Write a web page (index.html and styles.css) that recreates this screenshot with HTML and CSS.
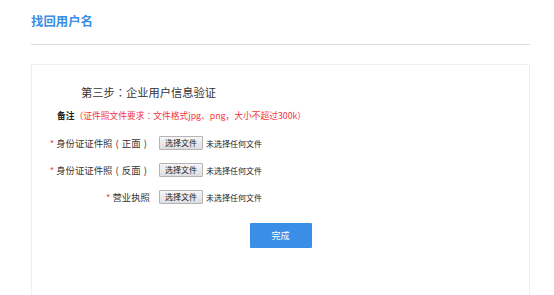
FILE: index.html
```html
<!DOCTYPE html>
<html lang="zh-CN">
<head>
<meta charset="utf-8">
<title>找回用户名</title>
<link rel="stylesheet" href="styles.css">
</head>
<body>
<div class="page">
  <div class="header">
    <h1 class="title">找回用户名</h1>
  </div>
  <div class="panel">
    <h2 class="step">第三步<span class="p" lang="ja">：</span>企业用户信息验证</h2>
    <p class="remark"><b>备注</b><span class="req">（证件照文件要求<span class="p" lang="ja">：</span>文件格式jpg、png，大小不超过300k）</span></p>
    <div class="row">
      <div class="label"><span class="star">*</span>身份证证件照<span class="pr">(</span>正面<span class="pr">)</span></div>
      <div class="file"><span class="fbtn">选择文件</span><span class="ftext">未选择任何文件</span></div>
    </div>
    <div class="row">
      <div class="label"><span class="star">*</span>身份证证件照<span class="pr">(</span>反面<span class="pr">)</span></div>
      <div class="file"><span class="fbtn">选择文件</span><span class="ftext">未选择任何文件</span></div>
    </div>
    <div class="row">
      <div class="label"><span class="star">*</span>营业执照</div>
      <div class="file"><span class="fbtn">选择文件</span><span class="ftext">未选择任何文件</span></div>
    </div>
    <div class="actions">
      <button class="done" type="button">完成</button>
    </div>
  </div>
</div>
</body>
</html>
```

FILE: styles.css
```css
html, body {
  margin: 0;
  padding: 0;
  background: #fff;
  font-family: "Noto Sans CJK SC", "Noto Sans", sans-serif;
  color: #333;
}
.p {
  font-family: "Noto Sans CJK JP", "Noto Sans CJK SC", sans-serif;
}
.pr {
  display: inline-block;
  width: 1em;
  text-align: center;
}
.page {
  padding: 0 24px 0 31px;
}
.header {
  padding-top: 14px;
  padding-bottom: 16px;
  border-bottom: 1px solid #dcdcdc;
}
.title {
  margin: 0;
  font-size: 12.4px;
  line-height: 14px;
  font-weight: bold;
  color: #3a8ee6;
}
.panel {
  margin-top: 19px;
  border: 1px solid #efefef;
  padding: 20px 0 60px 0;
  min-height: 200px;
}
.step {
  margin: 0;
  padding-left: 49px;
  font-size: 11.25px;
  line-height: 14px;
  font-weight: normal;
  color: #333;
}
.remark {
  margin: 11px 0 0 0;
  padding-left: 25px;
  font-size: 8.75px;
  line-height: 12px;
}
.remark b {
  color: #222;
}
.req {
  color: #f5353b;
}
.row {
  display: flex;
  align-items: center;
  margin-top: 13px;
  height: 14px;
}
.remark + .row {
  margin-top: 14px;
}
.label {
  width: 118px;
  flex: none;
  text-align: right;
  font-size: 9.4px;
  line-height: 14px;
  color: #333;
}
.star {
  color: #f05050;
  margin-right: 2px;
}
.file {
  display: flex;
  align-items: center;
  margin-left: 9px;
  font-size: 8px;
}
.fbtn {
  box-sizing: border-box;
  width: 44px;
  height: 14px;
  line-height: 12px;
  text-align: center;
  border: 1px solid #b4b4b4;
  border-radius: 1px;
  background: linear-gradient(#f6f6f6, #dedede);
  color: #222;
}
.ftext {
  margin-left: 3px;
  color: #222;
}
.actions {
  display: flex;
  justify-content: center;
  margin-top: 19px;
}
.done {
  width: 62px;
  height: 25px;
  border: none;
  border-radius: 1px;
  background: #3a8ee6;
  color: #fff;
  font-family: inherit;
  font-size: 9px;
  padding: 0;
}
```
════
Omit the pictures, then quote the rest of the material above exactly.

Write a web page (index.html and styles.css) that recreates this screenshot with HTML and CSS.
FILE: index.html
```html
<!DOCTYPE html>
<html lang="zh-CN">
<head>
<meta charset="utf-8">
<title>找回用户名</title>
<link rel="stylesheet" href="styles.css">
</head>
<body>
<div class="page">
  <div class="header">
    <h1 class="title">找回用户名</h1>
  </div>
  <div class="panel">
    <h2 class="step">第三步<span class="p" lang="ja">：</span>企业用户信息验证</h2>
    <p class="remark"><b>备注</b><span class="req">（证件照文件要求<span class="p" lang="ja">：</span>文件格式jpg、png，大小不超过300k）</span></p>
    <div class="row">
      <div class="label"><span class="star">*</span>身份证证件照<span class="pr">(</span>正面<span class="pr">)</span></div>
      <div class="file"><span class="fbtn">选择文件</span><span class="ftext">未选择任何文件</span></div>
    </div>
    <div class="row">
      <div class="label"><span class="star">*</span>身份证证件照<span class="pr">(</span>反面<span class="pr">)</span></div>
      <div class="file"><span class="fbtn">选择文件</span><span class="ftext">未选择任何文件</span></div>
    </div>
    <div class="row">
      <div class="label"><span class="star">*</span>营业执照</div>
      <div class="file"><span class="fbtn">选择文件</span><span class="ftext">未选择任何文件</span></div>
    </div>
    <div class="actions">
      <button class="done" type="button">完成</button>
    </div>
  </div>
</div>
</body>
</html>
```

FILE: styles.css
```css
html, body {
  margin: 0;
  padding: 0;
  background: #fff;
  font-family: "Noto Sans CJK SC", "Noto Sans", sans-serif;
  color: #333;
}
.p {
  font-family: "Noto Sans CJK JP", "Noto Sans CJK SC", sans-serif;
}
.pr {
  display: inline-block;
  width: 1em;
  text-align: center;
}
.page {
  padding: 0 24px 0 31px;
}
.header {
  padding-top: 14px;
  padding-bottom: 16px;
  border-bottom: 1px solid #dcdcdc;
}
.title {
  margin: 0;
  font-size: 12.4px;
  line-height: 14px;
  font-weight: bold;
  color: #3a8ee6;
}
.panel {
  margin-top: 19px;
  border: 1px solid #efefef;
  padding: 20px 0 60px 0;
  min-height: 200px;
}
.step {
  margin: 0;
  padding-left: 49px;
  font-size: 11.25px;
  line-height: 14px;
  font-weight: normal;
  color: #333;
}
.remark {
  margin: 11px 0 0 0;
  padding-left: 25px;
  font-size: 8.75px;
  line-height: 12px;
}
.remark b {
  color: #222;
}
.req {
  color: #f5353b;
}
.row {
  display: flex;
  align-items: center;
  margin-top: 13px;
  height: 14px;
}
.remark + .row {
  margin-top: 14px;
}
.label {
  width: 118px;
  flex: none;
  text-align: right;
  font-size: 9.4px;
  line-height: 14px;
  color: #333;
}
.star {
  color: #f05050;
  margin-right: 2px;
}
.file {
  display: flex;
  align-items: center;
  margin-left: 9px;
  font-size: 8px;
}
.fbtn {
  box-sizing: border-box;
  width: 44px;
  height: 14px;
  line-height: 12px;
  text-align: center;
  border: 1px solid #b4b4b4;
  border-radius: 1px;
  background: linear-gradient(#f6f6f6, #dedede);
  color: #222;
}
.ftext {
  margin-left: 3px;
  color: #222;
}
.actions {
  display: flex;
  justify-content: center;
  margin-top: 19px;
}
.done {
  width: 62px;
  height: 25px;
  border: none;
  border-radius: 1px;
  background: #3a8ee6;
  color: #fff;
  font-family: inherit;
  font-size: 9px;
  padding: 0;
}
```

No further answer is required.